Mediterranean DJ and producer Sharouh (Sarah Perez) invites electro to blend with music from the Maghreb, the Middle East, Greece and Turkey. In a process of reappropriation and rewriting, she is interested in forms of musical syncretism – Judeo-Arabic, Amazigh, Mizrahi… – as well as the role of women in this heritage. Her remixes of the great female singers of North Africa sometimes give way to acid and punk touches in vibrant sets where samples of feminist speeches rub shoulders with oriental percussion and analog synths.
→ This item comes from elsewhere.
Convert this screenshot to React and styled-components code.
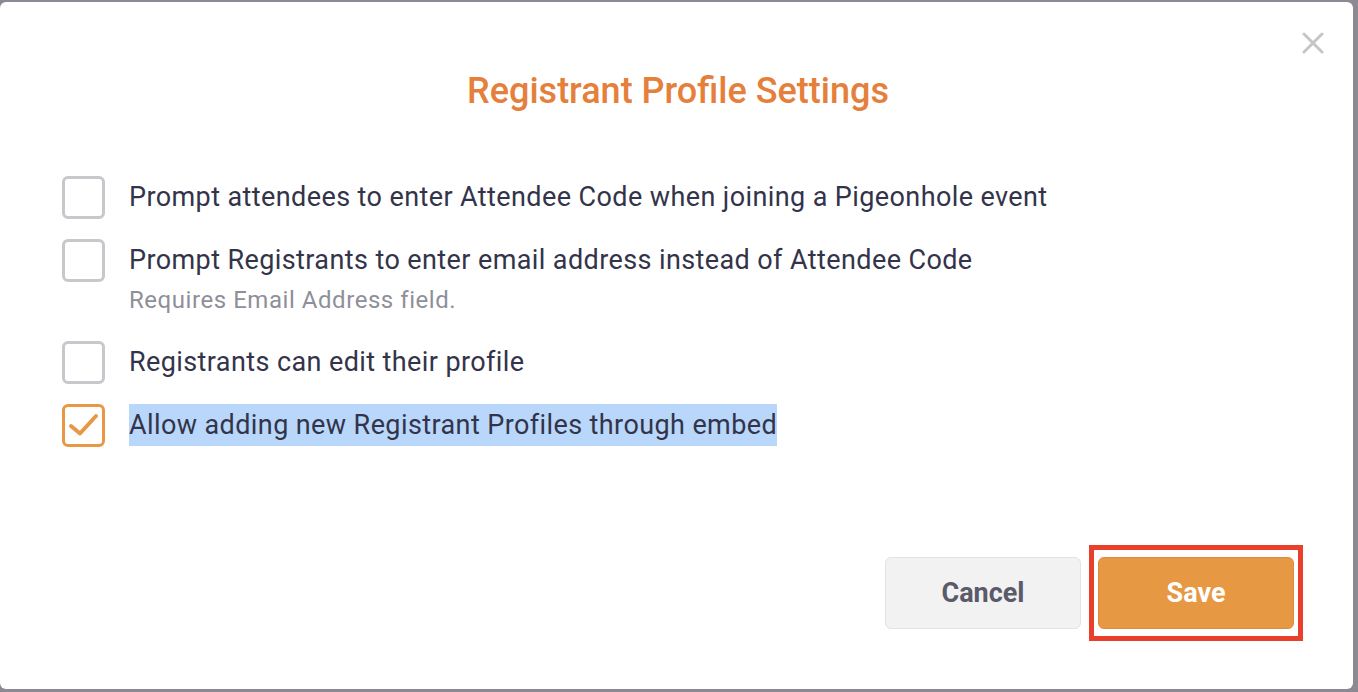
import React from "react";
import styled, { createGlobalStyle } from "styled-components";

const Global = createGlobalStyle`
  html, body { margin: 0; padding: 0; }
  body {
    background: #8c8993;
    font-family: Roboto, "Noto Sans", "Liberation Sans", sans-serif;
    width: 1358px;
    height: 692px;
    overflow: hidden;
  }
`;

const Backdrop = styled.div`
  box-sizing: border-box;
  width: 1358px;
  height: 692px;
  padding: 2px 5px 3px 0;
`;

const Modal = styled.div`
  position: relative;
  box-sizing: border-box;
  height: 100%;
  background: #ffffff;
  border-radius: 6px;
  display: flex;
  flex-direction: column;
  padding: 0 59px 0 62px;
`;

const Close = styled.button`
  position: absolute;
  top: 27px;
  right: 26px;
  width: 28px;
  height: 28px;
  padding: 0;
  border: none;
  background: transparent;
  display: flex;
  align-items: center;
  justify-content: center;
  cursor: pointer;
`;

const Title = styled.h2`
  margin: 67px 0 0;
  text-align: center;
  font-size: 36px;
  line-height: 44px;
  font-weight: 500;
  color: #e5803c;
`;

const List = styled.div`
  margin-top: 63px;
  display: flex;
  flex-direction: column;
  gap: 20px;
`;

const Row = styled.label`
  display: flex;
  align-items: flex-start;
  gap: 24px;
`;

const Box = styled.span`
  box-sizing: border-box;
  flex: none;
  width: 43px;
  height: 43px;
  border: 3px solid ${(p) => (p.$checked ? "#e89845" : "#c8c7cc")};
  border-radius: 6px;
  display: flex;
  align-items: center;
  justify-content: center;
  background: #fff;
`;

const TextCol = styled.span`
  display: flex;
  flex-direction: column;
`;

const Label = styled.span`
  font-size: 27px;
  letter-spacing: 0.4px;
  line-height: 42px;
  color: #33344a;
  background: ${(p) => (p.$selected ? "#b9d7fb" : "transparent")};
  align-self: flex-start;
`;

const Hint = styled.span`
  font-size: 24px;
  letter-spacing: 0.55px;
  line-height: 32px;
  color: #8f8f9a;
  margin: 3px 0 5px;
`;

const Footer = styled.div`
  margin-top: auto;
  margin-bottom: 48px;
  margin-right: -9px;
  display: flex;
  align-items: center;
  justify-content: flex-end;
  gap: 8px;
`;

const Button = styled.button`
  box-sizing: border-box;
  width: 196px;
  height: 72px;
  border-radius: 6px;
  font-family: inherit;
  font-size: 27px;
  font-weight: 700;
  cursor: pointer;
  border: 1px solid ${(p) => (p.$primary ? "#de8a42" : "#e3e3e3")};
  background: ${(p) => (p.$primary ? "#e79843" : "#f2f2f2")};
  color: ${(p) => (p.$primary ? "#ffffff" : "#5a5a68")};
`;

const Highlight = styled.span`
  display: inline-flex;
  border: 5px solid #e8402b;
  padding: 7px 4px;
`;

const items = [
  { text: "Prompt attendees to enter Attendee Code when joining a Pigeonhole event" },
  {
    text: "Prompt Registrants to enter email address instead of Attendee Code",
    hint: "Requires Email Address field.",
  },
  { text: "Registrants can edit their profile" },
  { text: "Allow adding new Registrant Profiles through embed", checked: true, selected: true },
];

export default function App() {
  return (
    <>
      <Global />
      <Backdrop>
        <Modal>
          <Close aria-label="Close">
            <svg width="22" height="22" viewBox="0 0 22 22">
              <path d="M2 2 L20 20 M20 2 L2 20" stroke="#c6c6c6" strokeWidth="3" strokeLinecap="round" />
            </svg>
          </Close>
          <Title>Registrant Profile Settings</Title>
          <List>
            {items.map((it, i) => (
              <Row key={i}>
                <Box $checked={it.checked}>
                  {it.checked && (
                    <svg width="37" height="37" viewBox="0 0 37 37">
                      <path d="M6 19 L15 26.5 L31 9" fill="none" stroke="#e89845" strokeWidth="4" strokeLinecap="round" strokeLinejoin="round" />
                    </svg>
                  )}
                </Box>
                <TextCol>
                  <Label $selected={it.selected}>{it.text}</Label>
                  {it.hint && <Hint>{it.hint}</Hint>}
                </TextCol>
              </Row>
            ))}
          </List>
          <Footer>
            <Button>Cancel</Button>
            <Highlight>
              <Button $primary>Save</Button>
            </Highlight>
          </Footer>
        </Modal>
      </Backdrop>
    </>
  );
}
Sharouh performs in France (New Morning, Bellevilloise, Badaboum, Petit Bain, Institut du Monde Arabe, Palais de la Porte Dorée-Musée national de l’histoire de l’immigration, Tunis sur Seine, Dock des Suds Marseille) and around the world (Beirut Electro Parade, Radio Primavera Sound in Barcelona, Kabana in Marrakech, Institut français in Tunis and Khartoum). Sharouh is also co-founder of We Make Noise, an association that encourages women to get involved in music production through training workshops. Her EP just released in September, Ya Hasra (Akuphone), resurrects four nuggets of Tunisian Jewish music, sung by legends Habiba Msika, Louisa Tounsia, Raoul Journo and El Kahlaoui Tounsi, accompanied by Sharouh’s unique reinterpretations.